**Exercise directions:**
Skip all pictures, then print the remaining material exactly.

**Given information:**
-- -- --
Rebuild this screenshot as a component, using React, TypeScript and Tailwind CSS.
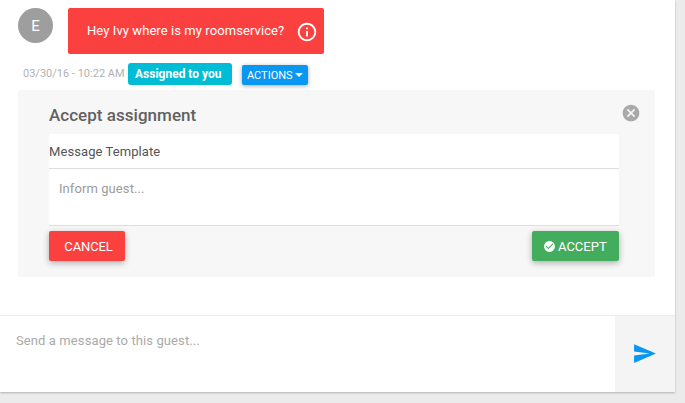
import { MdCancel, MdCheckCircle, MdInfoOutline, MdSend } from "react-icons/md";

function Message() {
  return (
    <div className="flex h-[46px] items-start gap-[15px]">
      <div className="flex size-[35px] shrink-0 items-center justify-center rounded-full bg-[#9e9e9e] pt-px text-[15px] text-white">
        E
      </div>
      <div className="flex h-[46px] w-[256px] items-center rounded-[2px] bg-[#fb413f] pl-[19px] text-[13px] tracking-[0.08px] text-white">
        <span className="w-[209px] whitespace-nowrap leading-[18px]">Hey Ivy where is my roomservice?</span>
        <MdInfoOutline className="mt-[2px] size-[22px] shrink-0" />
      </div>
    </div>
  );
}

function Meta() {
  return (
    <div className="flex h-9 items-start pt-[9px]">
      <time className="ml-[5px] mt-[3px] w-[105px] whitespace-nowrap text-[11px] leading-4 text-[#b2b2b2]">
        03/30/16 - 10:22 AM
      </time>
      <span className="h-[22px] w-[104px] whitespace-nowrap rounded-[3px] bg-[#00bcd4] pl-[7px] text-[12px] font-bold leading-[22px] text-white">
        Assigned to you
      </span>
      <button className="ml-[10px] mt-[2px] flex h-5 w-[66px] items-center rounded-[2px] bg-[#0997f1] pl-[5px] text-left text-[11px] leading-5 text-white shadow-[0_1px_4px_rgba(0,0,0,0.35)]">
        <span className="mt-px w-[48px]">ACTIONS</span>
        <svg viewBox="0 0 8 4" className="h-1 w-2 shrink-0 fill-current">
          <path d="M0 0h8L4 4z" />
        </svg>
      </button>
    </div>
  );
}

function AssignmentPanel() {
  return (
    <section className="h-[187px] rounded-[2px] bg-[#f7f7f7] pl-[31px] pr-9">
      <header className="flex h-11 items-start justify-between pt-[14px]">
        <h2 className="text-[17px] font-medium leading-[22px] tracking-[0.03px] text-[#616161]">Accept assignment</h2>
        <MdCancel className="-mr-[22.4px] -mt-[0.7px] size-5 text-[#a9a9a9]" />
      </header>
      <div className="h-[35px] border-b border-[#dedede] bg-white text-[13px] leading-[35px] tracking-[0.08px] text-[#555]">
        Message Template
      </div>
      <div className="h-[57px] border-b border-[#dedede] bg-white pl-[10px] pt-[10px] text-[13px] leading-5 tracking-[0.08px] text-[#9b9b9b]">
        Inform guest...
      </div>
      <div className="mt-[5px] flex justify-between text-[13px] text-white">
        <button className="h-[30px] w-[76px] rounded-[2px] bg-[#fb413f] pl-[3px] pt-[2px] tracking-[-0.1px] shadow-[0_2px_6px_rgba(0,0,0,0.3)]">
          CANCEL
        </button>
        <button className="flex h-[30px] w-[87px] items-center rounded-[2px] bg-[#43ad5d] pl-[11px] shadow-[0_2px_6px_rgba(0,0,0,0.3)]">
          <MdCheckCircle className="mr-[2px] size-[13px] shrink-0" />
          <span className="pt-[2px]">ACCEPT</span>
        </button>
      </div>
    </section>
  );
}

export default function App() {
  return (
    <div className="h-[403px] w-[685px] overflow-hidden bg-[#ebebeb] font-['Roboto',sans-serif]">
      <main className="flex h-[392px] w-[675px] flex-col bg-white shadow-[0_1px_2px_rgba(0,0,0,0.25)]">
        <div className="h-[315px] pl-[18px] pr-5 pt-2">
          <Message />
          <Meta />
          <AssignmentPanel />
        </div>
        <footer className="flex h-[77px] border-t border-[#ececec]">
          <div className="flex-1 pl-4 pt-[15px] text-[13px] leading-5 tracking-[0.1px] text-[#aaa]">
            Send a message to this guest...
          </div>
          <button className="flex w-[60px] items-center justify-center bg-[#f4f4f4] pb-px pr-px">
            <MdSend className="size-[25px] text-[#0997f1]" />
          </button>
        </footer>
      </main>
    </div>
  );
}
-- -- --
**Response:**
Rebuild this screenshot as a component, using React, TypeScript and Tailwind CSS.
import { MdCancel, MdCheckCircle, MdInfoOutline, MdSend } from "react-icons/md";

function Message() {
  return (
    <div className="flex h-[46px] items-start gap-[15px]">
      <div className="flex size-[35px] shrink-0 items-center justify-center rounded-full bg-[#9e9e9e] pt-px text-[15px] text-white">
        E
      </div>
      <div className="flex h-[46px] w-[256px] items-center rounded-[2px] bg-[#fb413f] pl-[19px] text-[13px] tracking-[0.08px] text-white">
        <span className="w-[209px] whitespace-nowrap leading-[18px]">Hey Ivy where is my roomservice?</span>
        <MdInfoOutline className="mt-[2px] size-[22px] shrink-0" />
      </div>
    </div>
  );
}

function Meta() {
  return (
    <div className="flex h-9 items-start pt-[9px]">
      <time className="ml-[5px] mt-[3px] w-[105px] whitespace-nowrap text-[11px] leading-4 text-[#b2b2b2]">
        03/30/16 - 10:22 AM
      </time>
      <span className="h-[22px] w-[104px] whitespace-nowrap rounded-[3px] bg-[#00bcd4] pl-[7px] text-[12px] font-bold leading-[22px] text-white">
        Assigned to you
      </span>
      <button className="ml-[10px] mt-[2px] flex h-5 w-[66px] items-center rounded-[2px] bg-[#0997f1] pl-[5px] text-left text-[11px] leading-5 text-white shadow-[0_1px_4px_rgba(0,0,0,0.35)]">
        <span className="mt-px w-[48px]">ACTIONS</span>
        <svg viewBox="0 0 8 4" className="h-1 w-2 shrink-0 fill-current">
          <path d="M0 0h8L4 4z" />
        </svg>
      </button>
    </div>
  );
}

function AssignmentPanel() {
  return (
    <section className="h-[187px] rounded-[2px] bg-[#f7f7f7] pl-[31px] pr-9">
      <header className="flex h-11 items-start justify-between pt-[14px]">
        <h2 className="text-[17px] font-medium leading-[22px] tracking-[0.03px] text-[#616161]">Accept assignment</h2>
        <MdCancel className="-mr-[22.4px] -mt-[0.7px] size-5 text-[#a9a9a9]" />
      </header>
      <div className="h-[35px] border-b border-[#dedede] bg-white text-[13px] leading-[35px] tracking-[0.08px] text-[#555]">
        Message Template
      </div>
      <div className="h-[57px] border-b border-[#dedede] bg-white pl-[10px] pt-[10px] text-[13px] leading-5 tracking-[0.08px] text-[#9b9b9b]">
        Inform guest...
      </div>
      <div className="mt-[5px] flex justify-between text-[13px] text-white">
        <button className="h-[30px] w-[76px] rounded-[2px] bg-[#fb413f] pl-[3px] pt-[2px] tracking-[-0.1px] shadow-[0_2px_6px_rgba(0,0,0,0.3)]">
          CANCEL
        </button>
        <button className="flex h-[30px] w-[87px] items-center rounded-[2px] bg-[#43ad5d] pl-[11px] shadow-[0_2px_6px_rgba(0,0,0,0.3)]">
          <MdCheckCircle className="mr-[2px] size-[13px] shrink-0" />
          <span className="pt-[2px]">ACCEPT</span>
        </button>
      </div>
    </section>
  );
}

export default function App() {
  return (
    <div className="h-[403px] w-[685px] overflow-hidden bg-[#ebebeb] font-['Roboto',sans-serif]">
      <main className="flex h-[392px] w-[675px] flex-col bg-white shadow-[0_1px_2px_rgba(0,0,0,0.25)]">
        <div className="h-[315px] pl-[18px] pr-5 pt-2">
          <Message />
          <Meta />
          <AssignmentPanel />
        </div>
        <footer className="flex h-[77px] border-t border-[#ececec]">
          <div className="flex-1 pl-4 pt-[15px] text-[13px] leading-5 tracking-[0.1px] text-[#aaa]">
            Send a message to this guest...
          </div>
          <button className="flex w-[60px] items-center justify-center bg-[#f4f4f4] pb-px pr-px">
            <MdSend className="size-[25px] text-[#0997f1]" />
          </button>
        </footer>
      </main>
    </div>
  );
}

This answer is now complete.